Assemblies of God missionary Olga Olsson on a recent tour of Romania found a spirit of revival sweeping many churches there. Services lasting up to five hours were packed with overflow crowds standing outside doors and windows, she says. Her report confirms an earlier account in CHRISTIANITY TODAY.

More than 300 turned out for an interdenominational National Convention of Christian Education, the first in 125 years of evangelical mission work in Colombia. It was held in Medellin on the campus of the 480-student United Biblical Seminary of Colombia, which sponsored it in conjunction with the land’s evangelical churches and missions.

Immediate repeal of Britain’s liberal Abortion Act of 1967 was called for in a close vote of the ruling body of the Episcopal Church in Scotland (Anglican).

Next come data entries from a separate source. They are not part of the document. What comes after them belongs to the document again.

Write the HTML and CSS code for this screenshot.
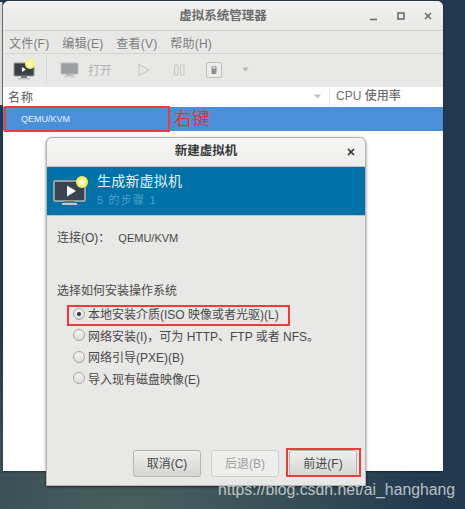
FILE: index.html
```html
<!DOCTYPE html>
<html lang="zh">
<head>
<meta charset="utf-8">
<title>虚拟系统管理器</title>
<link rel="stylesheet" href="styles.css">
</head>
<body>
<div class="backedge"></div>
<div class="window">
  <div class="titlebar">
    <span class="title">虚拟系统管理器</span>
    <div class="wm">
      <svg width="10" height="10" viewBox="0 0 10 10"><path d="M1 8.500h7" stroke="#666" stroke-width="1.400"/></svg>
      <svg width="10" height="10" viewBox="0 0 10 10"><rect x="2" y="2" width="6" height="6" fill="none" stroke="#666" stroke-width="1.500"/></svg>
      <svg width="10" height="10" viewBox="0 0 10 10"><path d="M2 2l6 6M8 2l-6 6" stroke="#666" stroke-width="1.500"/></svg>
    </div>
  </div>
  <div class="menubar">
    <span>文件(F)</span><span>编辑(E)</span><span>查看(V)</span><span>帮助(H)</span>
  </div>
  <div class="toolbar">
    <svg class="tb-new" width="24" height="22" viewBox="0 0 24 22">
      <rect x="1" y="4" width="20" height="13" rx="1" fill="#3a4048" stroke="#999"/>
      <path d="M9 13v-5l4 2.500z" fill="#fff"/>
      <rect x="8" y="17" width="6" height="2" fill="#777"/><rect x="5" y="19" width="12" height="1.500" fill="#bbb"/>
      <circle cx="17" cy="5" r="5" fill="#f6f27a"/>
      <path d="M17 1.500l1 2.400 2.500.2-1.900 1.600.6 2.500-2.200-1.300-2.200 1.300.6-2.500-1.900-1.600 2.500-.2z" fill="#fffde0"/>
    </svg>
    <div class="sep"></div>
    <svg class="tb-mon" width="20" height="18" viewBox="0 0 20 18">
      <rect x="1" y="2" width="17" height="11" rx="1" fill="#9a9ea2" stroke="#bbb"/>
      <rect x="6" y="13" width="7" height="2" fill="#bbb"/><rect x="4" y="15" width="11" height="1.500" fill="#ccc"/>
    </svg>
    <span class="tb-open">打开</span>
    <svg class="tb-play" width="12" height="14" viewBox="0 0 12 14"><path d="M1 1.500v11l10-5.500z" fill="none" stroke="#c8c8c6" stroke-width="1.100"/></svg>
    <svg class="tb-pause" width="11" height="12" viewBox="0 0 11 12"><rect x=".5" y="1" width="3.500" height="10" rx=".5" fill="none" stroke="#c4c4c2"/><rect x="6.500" y="1" width="3.500" height="10" rx=".5" fill="none" stroke="#c4c4c2"/></svg>
    <svg class="tb-stop" width="16" height="16" viewBox="0 0 16 16"><rect x=".5" y=".5" width="15" height="15" rx="2" fill="#ececea" stroke="#bdbdbb"/><rect x="5.500" y="4" width="5" height="8" rx="1" fill="#8e8e8e"/><rect x="6.500" y="4.500" width="3" height="2" fill="#ddd"/></svg>
    <svg class="tb-caret" width="8" height="5" viewBox="0 0 8 5"><path d="M0 .5h7l-3.500 4z" fill="#bdbdbb"/></svg>
  </div>
  <div class="listhead">
    <div class="col-name"><span>名称</span><svg width="8" height="5" viewBox="0 0 8 5"><path d="M0 .5h7l-3.500 4z" fill="#bbb"/></svg></div>
    <div class="col-cpu">CPU 使用率</div>
  </div>
  <div class="row">QEMU/KVM</div>
  <div class="listbody"></div>
</div>

<div class="redbox box-row"></div>
<div class="redtext">右键</div>

<div class="dialog">
  <div class="dlg-title">
    <span>新建虚拟机</span>
    <svg class="dlg-close" width="8" height="8" viewBox="0 0 8 8"><path d="M1 1l6 6M7 1l-6 6" stroke="#333" stroke-width="1.700"/></svg>
  </div>
  <div class="banner">
    <svg width="36" height="32" viewBox="0 0 36 32">
      <rect x="1" y="6" width="31" height="20" rx="1" fill="#3a4350" stroke="#b5b5b0" stroke-width="1.500"/>
      <path d="M14 10.500v11l9-5.500z" fill="#fff"/>
      <rect x="12" y="26" width="9" height="2" fill="#6f7070"/><rect x="9" y="28" width="15" height="2" fill="#c8c8c0"/>
      <circle cx="29" cy="7" r="6" fill="#f2ee55"/>
      <path d="M29 2.500l1.300 3 3.200.3-2.400 2.100.7 3.100-2.800-1.700-2.800 1.700.7-3.100-2.400-2.100 3.200-.3z" fill="#fffde5"/>
    </svg>
    <div class="banner-text">
      <div class="banner-h">生成新虚拟机</div>
      <div class="banner-s">5 的步骤 1</div>
    </div>
  </div>
  <div class="dlg-body">
    <div class="conn"><span>连接(O)：</span><span class="conn-val">QEMU/KVM</span></div>
    <div class="how">选择如何安装操作系统</div>
    <div class="options">
      <label class="opt"><span class="radio on"></span>本地安装介质(ISO 映像或者光驱)(L)</label>
      <label class="opt"><span class="radio"></span>网络安装(I)，可为 HTTP、FTP 或者 NFS。</label>
      <label class="opt"><span class="radio"></span>网络引导(PXE)(B)</label>
      <label class="opt"><span class="radio"></span>导入现有磁盘映像(E)</label>
    </div>
    <div class="buttons">
      <button class="btn">取消(C)</button>
      <button class="btn off">后退(B)</button>
      <button class="btn">前进(F)</button>
    </div>
  </div>
</div>

<div class="redbox box-opt"></div>
<div class="redbox box-btn"></div>
<div class="watermark">https://blog.csdn.net/ai_hanghang</div>
</body>
</html>
```
FILE: styles.css
```css
* { box-sizing: border-box; }
html, body { margin: 0; height: 100%; }
body {
  position: relative;
  width: 465px;
  height: 509px;
  overflow: hidden;
  font-family: "Liberation Sans", "Noto Sans CJK SC", sans-serif;
  background: radial-gradient(ellipse 300px 200px at 130px 509px, #4a5f5e 0%, #344c54 60%, #23394f 100%), #203a55;
  color: #333;
}
.backedge {
  position: absolute;
  left: 0;
  top: 2px;
  width: 3px;
  height: 103px;
  background: #dcdcda;
  border-right: 1px solid #777;
}
.window {
  position: relative;
  width: 440px;
  height: 470px;
  margin: 1px 0 0 3px;
  border-radius: 6px 6px 0 0;
  background: #fff;
  display: flex;
  flex-direction: column;
  overflow: hidden;
  box-shadow: 0 1px 2px rgba(0,0,0,.4);
}
.titlebar {
  height: 30px;
  flex: none;
  display: flex;
  align-items: center;
  justify-content: center;
  position: relative;
  padding-bottom: 2px;
  background: linear-gradient(#f1f1ef, #e8e8e6);
  border-bottom: 1px solid #cfcfcd;
}
.title { font-size: 12.500px; font-weight: bold; color: #6b6b6b; }
.wm {
  position: absolute;
  right: 10px;
  top: 10px;
  display: flex;
  gap: 17px;
}
.menubar {
  height: 23px;
  flex: none;
  display: flex;
  align-items: center;
  gap: 13px;
  padding-left: 6px;
  background: #e8e8e6;
  border-bottom: 1px solid #d5d5d3;
  font-size: 12px;
  letter-spacing: .2px;
  color: #7f7f7f;
}
.toolbar {
  height: 33px;
  flex: none;
  display: flex;
  align-items: center;
  background: #e8e8e6;
  padding: 0 0 2px 10px;
  color: #bdbdbb;
}
.sep { width: 1px; height: 27px; background: #d5d5d3; margin: 0 13px 0 9px; }
.tb-open { font-size: 12px; margin: 0 26px 0 8px; color: #b5b5b3; }
.tb-pause { margin: 0 21px 0 24px; }
.tb-caret { margin-left: 20px; }
.listhead {
  height: 20px;
  flex: none;
  display: flex;
  background: #fff;
  font-size: 12px;
  color: #6e6e6e;
  font-weight: 500;
}
.col-name {
  width: 327px;
  display: flex;
  align-items: center;
  justify-content: space-between;
  padding: 0 7px 2px 5px;
  border-right: 1px solid #e6e6e6;
  letter-spacing: 1px;
}
.col-cpu { padding-left: 6px; line-height: 19px; }
.row {
  height: 24px;
  flex: none;
  background: #4a90d9;
  color: #e6f0fa;
  font-size: 9px;
  line-height: 24px;
  padding-left: 18px;
}
.listbody { flex: 1; background: #fff; }
.redbox { position: absolute; border: 2px solid #ef3b3b; }
.box-row { left: 4px; top: 106px; width: 166px; height: 26px; }
.box-opt { left: 67px; top: 305px; width: 223px; height: 21px; }
.box-btn { left: 286px; top: 448px; width: 75px; height: 29px; }
.redtext {
  position: absolute;
  left: 174px;
  top: 107px;
  font-size: 18px;
  line-height: 24px;
  color: #ef3030;
}
.dialog {
  position: absolute;
  left: 46px;
  top: 137px;
  width: 320px;
  height: 349px;
  border-radius: 6px 6px 0 0;
  background: #e8e8e6;
  border: 1px solid #b5b5b3;
  box-shadow: 0 1px 3px rgba(0,0,0,.5);
  display: flex;
  flex-direction: column;
}
.dlg-title {
  height: 29px;
  flex: none;
  position: relative;
  display: flex;
  align-items: center;
  justify-content: center;
  padding-bottom: 5px;
  background: linear-gradient(#f5f5f4, #eeeeec);
  border-radius: 6px 6px 0 0;
  border-bottom: 1px solid #c5c5c3;
  font-size: 12.500px;
  font-weight: bold;
  color: #3a3a3a;
}
.dlg-close { position: absolute; right: 10px; top: 10px; }
.banner {
  height: 49px;
  flex: none;
  display: flex;
  align-items: center;
  gap: 8px;
  padding-left: 6px;
  background: #0072a8;
  border-bottom: 1px solid #b5c5cf;
}
.banner-text { margin-top: -1px; }
.banner-h { font-size: 14px; line-height: 17px; color: #e8f2f7; letter-spacing: .2px; }
.banner-s { font-size: 11px; line-height: 16px; color: #4f9fca; letter-spacing: 1.200px; margin-top: 2px; }
.dlg-body {
  flex: 1;
  display: flex;
  flex-direction: column;
  padding: 15px 5px 8px 10px;
  font-size: 12px;
  color: #4a4a4a;
}
.conn { display: flex; gap: 8px; line-height: 14px; }
.conn-val { font-size: 11px; }
.how { margin-top: 39px; line-height: 14px; }
.options { margin-top: 5px; padding-left: 16px; display: flex; flex-direction: column; }
.opt { display: flex; align-items: center; gap: 3px; height: 21.500px; white-space: nowrap; }
.radio {
  width: 12px;
  height: 12px;
  border-radius: 50%;
  border: 1px solid #a5a5a3;
  background: linear-gradient(#f4f4f2, #dcdcda);
  flex: none;
  position: relative;
}
.radio.on::after {
  content: "";
  position: absolute;
  left: 3px;
  top: 3px;
  width: 4px;
  height: 4px;
  border-radius: 50%;
  background: #333;
}
.buttons { margin-top: auto; display: flex; justify-content: flex-end; gap: 10px; padding-right: 3px; }
.btn {
  width: 68px;
  height: 27px;
  font: inherit;
  color: #4a4a4a;
  border: 1px solid #b5b5b3;
  border-radius: 3px;
  background: linear-gradient(#efefed, #d5d5d3);
  padding: 0 0 2px;
}
.btn.off { background: #eeeeec; color: #a0a0a0; border-color: #cfcfcd; }
.watermark {
  position: absolute;
  left: 218px;
  top: 480px;
  font-size: 15.800px;
  line-height: 20px;
  color: rgba(225,225,225,.8);
  white-space: nowrap;
}
```
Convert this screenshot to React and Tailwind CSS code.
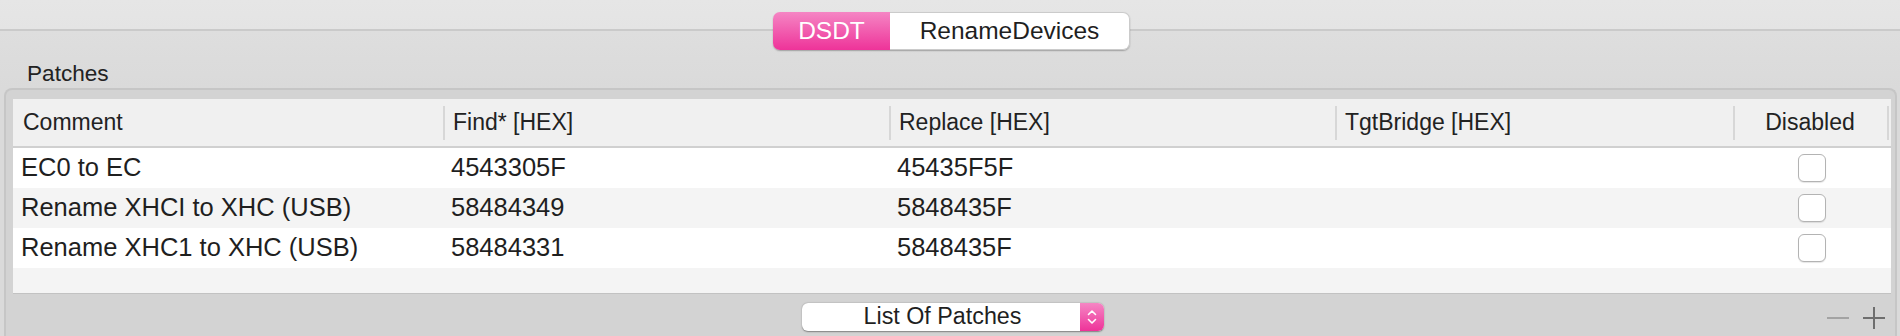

Secular newspapers in Britain fueled a furor over the way bishops are selected in the Church of England (the monarch appoints them through the prime minister) after a diocesan advisory committee’s nominees were ignored in the appointment of bishop of Chester Gerald Ellison, 63, as bishop of London. The Church Times, an independent Anglican journal, backhandedly slapped the committee for leaking the news and, in effect, told the secular papers to cool it.

Pope Paul may be concerned about the burgeoning Pentecostal movement in his church. At a recent public audience he commented: “We should reflect on whether certain groups in search of the Holy Spirit, that prefer to isolate themselves to avoid both the directing ministry of the Church and the anonymous crown of unknown brothers, are on the right road.”